Exercise aim: Filter the records for lines holding the string "TypeScript".
##### Dataset entries #####
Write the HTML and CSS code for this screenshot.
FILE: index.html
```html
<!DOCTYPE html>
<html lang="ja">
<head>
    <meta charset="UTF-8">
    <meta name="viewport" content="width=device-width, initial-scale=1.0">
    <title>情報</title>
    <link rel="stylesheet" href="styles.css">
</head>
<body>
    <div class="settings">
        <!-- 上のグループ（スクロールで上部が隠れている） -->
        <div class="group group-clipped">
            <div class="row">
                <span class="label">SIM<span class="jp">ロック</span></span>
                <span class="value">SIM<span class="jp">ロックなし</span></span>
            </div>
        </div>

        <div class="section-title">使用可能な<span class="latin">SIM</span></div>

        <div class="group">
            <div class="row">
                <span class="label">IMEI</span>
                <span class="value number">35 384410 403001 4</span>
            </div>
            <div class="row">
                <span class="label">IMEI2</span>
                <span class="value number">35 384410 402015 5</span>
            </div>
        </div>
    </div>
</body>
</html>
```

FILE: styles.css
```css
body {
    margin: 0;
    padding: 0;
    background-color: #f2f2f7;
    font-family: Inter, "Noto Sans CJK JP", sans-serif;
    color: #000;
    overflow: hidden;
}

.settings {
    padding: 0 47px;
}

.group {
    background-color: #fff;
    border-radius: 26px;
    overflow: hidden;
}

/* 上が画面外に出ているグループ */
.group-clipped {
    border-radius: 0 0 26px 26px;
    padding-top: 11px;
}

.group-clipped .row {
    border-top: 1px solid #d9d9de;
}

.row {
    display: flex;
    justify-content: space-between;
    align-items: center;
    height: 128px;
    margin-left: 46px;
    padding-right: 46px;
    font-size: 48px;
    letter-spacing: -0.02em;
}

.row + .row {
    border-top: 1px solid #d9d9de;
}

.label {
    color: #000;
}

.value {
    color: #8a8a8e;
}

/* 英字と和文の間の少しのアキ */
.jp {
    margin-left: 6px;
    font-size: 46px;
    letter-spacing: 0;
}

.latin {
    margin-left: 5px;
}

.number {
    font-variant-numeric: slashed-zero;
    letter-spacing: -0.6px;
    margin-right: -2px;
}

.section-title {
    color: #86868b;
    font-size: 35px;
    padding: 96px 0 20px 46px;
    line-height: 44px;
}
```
#####
##### Dataset entries #####
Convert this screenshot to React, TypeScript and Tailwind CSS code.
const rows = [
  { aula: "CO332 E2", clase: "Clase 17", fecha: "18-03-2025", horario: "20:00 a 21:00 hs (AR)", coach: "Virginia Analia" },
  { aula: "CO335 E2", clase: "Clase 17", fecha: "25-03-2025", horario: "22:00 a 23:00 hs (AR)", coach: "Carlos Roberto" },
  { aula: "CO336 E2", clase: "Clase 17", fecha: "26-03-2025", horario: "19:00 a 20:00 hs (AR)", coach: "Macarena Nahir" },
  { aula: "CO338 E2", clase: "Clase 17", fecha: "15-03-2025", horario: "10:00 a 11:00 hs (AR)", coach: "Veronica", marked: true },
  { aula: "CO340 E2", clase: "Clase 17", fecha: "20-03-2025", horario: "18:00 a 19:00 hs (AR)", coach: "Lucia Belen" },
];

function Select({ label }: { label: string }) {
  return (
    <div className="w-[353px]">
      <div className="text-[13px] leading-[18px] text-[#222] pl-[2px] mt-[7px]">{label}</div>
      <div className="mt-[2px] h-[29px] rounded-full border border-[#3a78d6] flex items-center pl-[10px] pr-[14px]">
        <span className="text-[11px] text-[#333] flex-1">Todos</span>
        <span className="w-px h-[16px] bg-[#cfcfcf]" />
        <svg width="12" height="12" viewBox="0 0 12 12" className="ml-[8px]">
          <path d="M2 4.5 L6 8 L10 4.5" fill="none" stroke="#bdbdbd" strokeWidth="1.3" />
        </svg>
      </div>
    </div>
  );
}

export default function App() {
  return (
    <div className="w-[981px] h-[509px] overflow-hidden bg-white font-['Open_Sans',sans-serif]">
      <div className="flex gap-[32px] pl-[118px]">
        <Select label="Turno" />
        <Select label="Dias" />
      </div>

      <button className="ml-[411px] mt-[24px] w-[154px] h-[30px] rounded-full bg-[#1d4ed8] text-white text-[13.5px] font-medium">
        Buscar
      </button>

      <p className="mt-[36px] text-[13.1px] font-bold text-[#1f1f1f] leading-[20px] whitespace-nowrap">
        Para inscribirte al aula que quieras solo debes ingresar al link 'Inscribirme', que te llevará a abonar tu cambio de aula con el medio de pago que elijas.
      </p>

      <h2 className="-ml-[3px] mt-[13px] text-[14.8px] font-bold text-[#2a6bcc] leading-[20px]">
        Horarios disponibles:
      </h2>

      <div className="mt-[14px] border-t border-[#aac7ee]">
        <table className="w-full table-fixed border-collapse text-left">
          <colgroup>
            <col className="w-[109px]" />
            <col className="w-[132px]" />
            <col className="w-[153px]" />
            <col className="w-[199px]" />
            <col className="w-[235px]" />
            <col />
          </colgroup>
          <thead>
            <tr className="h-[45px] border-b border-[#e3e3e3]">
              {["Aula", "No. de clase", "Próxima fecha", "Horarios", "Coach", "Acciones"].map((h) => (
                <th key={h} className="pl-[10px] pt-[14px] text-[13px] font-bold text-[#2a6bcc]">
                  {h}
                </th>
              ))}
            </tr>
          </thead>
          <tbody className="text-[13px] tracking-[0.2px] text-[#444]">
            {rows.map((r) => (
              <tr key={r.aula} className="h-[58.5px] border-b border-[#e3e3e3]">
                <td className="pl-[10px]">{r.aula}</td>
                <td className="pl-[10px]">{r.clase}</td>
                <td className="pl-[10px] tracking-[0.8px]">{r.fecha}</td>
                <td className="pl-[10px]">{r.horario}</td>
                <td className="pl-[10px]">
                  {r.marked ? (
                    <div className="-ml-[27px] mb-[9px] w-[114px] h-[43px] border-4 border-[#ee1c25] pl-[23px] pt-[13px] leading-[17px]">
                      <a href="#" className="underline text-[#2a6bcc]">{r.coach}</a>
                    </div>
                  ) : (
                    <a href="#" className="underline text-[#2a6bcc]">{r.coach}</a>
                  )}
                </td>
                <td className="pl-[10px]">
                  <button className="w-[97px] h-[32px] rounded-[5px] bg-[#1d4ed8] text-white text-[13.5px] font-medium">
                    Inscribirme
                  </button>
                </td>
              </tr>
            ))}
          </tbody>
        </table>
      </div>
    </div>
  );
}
#####
##### Dataset entries #####
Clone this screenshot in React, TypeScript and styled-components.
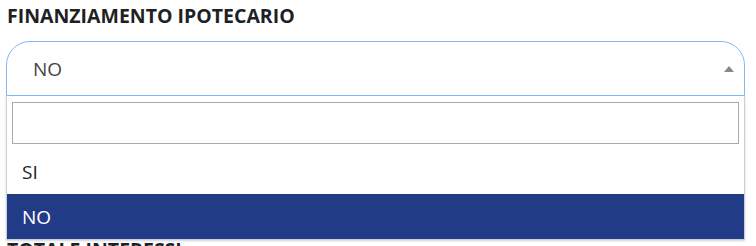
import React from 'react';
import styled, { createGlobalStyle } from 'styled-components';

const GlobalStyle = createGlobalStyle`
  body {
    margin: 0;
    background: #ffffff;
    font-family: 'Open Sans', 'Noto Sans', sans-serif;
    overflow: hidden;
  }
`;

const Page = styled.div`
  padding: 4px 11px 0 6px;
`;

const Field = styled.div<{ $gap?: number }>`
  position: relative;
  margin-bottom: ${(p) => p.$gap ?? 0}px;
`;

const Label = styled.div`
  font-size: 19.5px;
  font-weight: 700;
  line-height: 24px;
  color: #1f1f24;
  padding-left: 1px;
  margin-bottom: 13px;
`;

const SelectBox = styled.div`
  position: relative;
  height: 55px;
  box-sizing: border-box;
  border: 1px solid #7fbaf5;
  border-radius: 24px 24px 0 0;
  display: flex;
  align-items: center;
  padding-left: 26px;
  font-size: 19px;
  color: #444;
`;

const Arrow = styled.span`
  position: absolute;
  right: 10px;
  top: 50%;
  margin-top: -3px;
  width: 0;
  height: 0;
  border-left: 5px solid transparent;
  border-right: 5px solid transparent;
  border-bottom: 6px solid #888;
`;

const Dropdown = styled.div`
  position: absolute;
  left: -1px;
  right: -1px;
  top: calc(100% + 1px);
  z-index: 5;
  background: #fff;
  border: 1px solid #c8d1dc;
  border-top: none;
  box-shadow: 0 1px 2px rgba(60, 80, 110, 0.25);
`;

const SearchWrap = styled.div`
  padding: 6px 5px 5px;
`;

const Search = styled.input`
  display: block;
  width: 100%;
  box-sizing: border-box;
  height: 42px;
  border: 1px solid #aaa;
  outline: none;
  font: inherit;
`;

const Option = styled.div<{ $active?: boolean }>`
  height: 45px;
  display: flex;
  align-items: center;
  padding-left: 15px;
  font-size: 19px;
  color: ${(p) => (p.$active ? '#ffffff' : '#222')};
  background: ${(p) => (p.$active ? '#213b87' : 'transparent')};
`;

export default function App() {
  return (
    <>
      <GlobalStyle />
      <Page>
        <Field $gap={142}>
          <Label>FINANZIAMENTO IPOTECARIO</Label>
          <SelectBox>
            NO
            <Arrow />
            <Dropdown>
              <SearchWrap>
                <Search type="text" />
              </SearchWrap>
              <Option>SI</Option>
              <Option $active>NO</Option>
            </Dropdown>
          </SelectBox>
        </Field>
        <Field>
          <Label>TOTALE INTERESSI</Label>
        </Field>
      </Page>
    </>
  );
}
#####
Response:
Convert this screenshot to React, TypeScript and Tailwind CSS code.
Clone this screenshot in React, TypeScript and styled-components.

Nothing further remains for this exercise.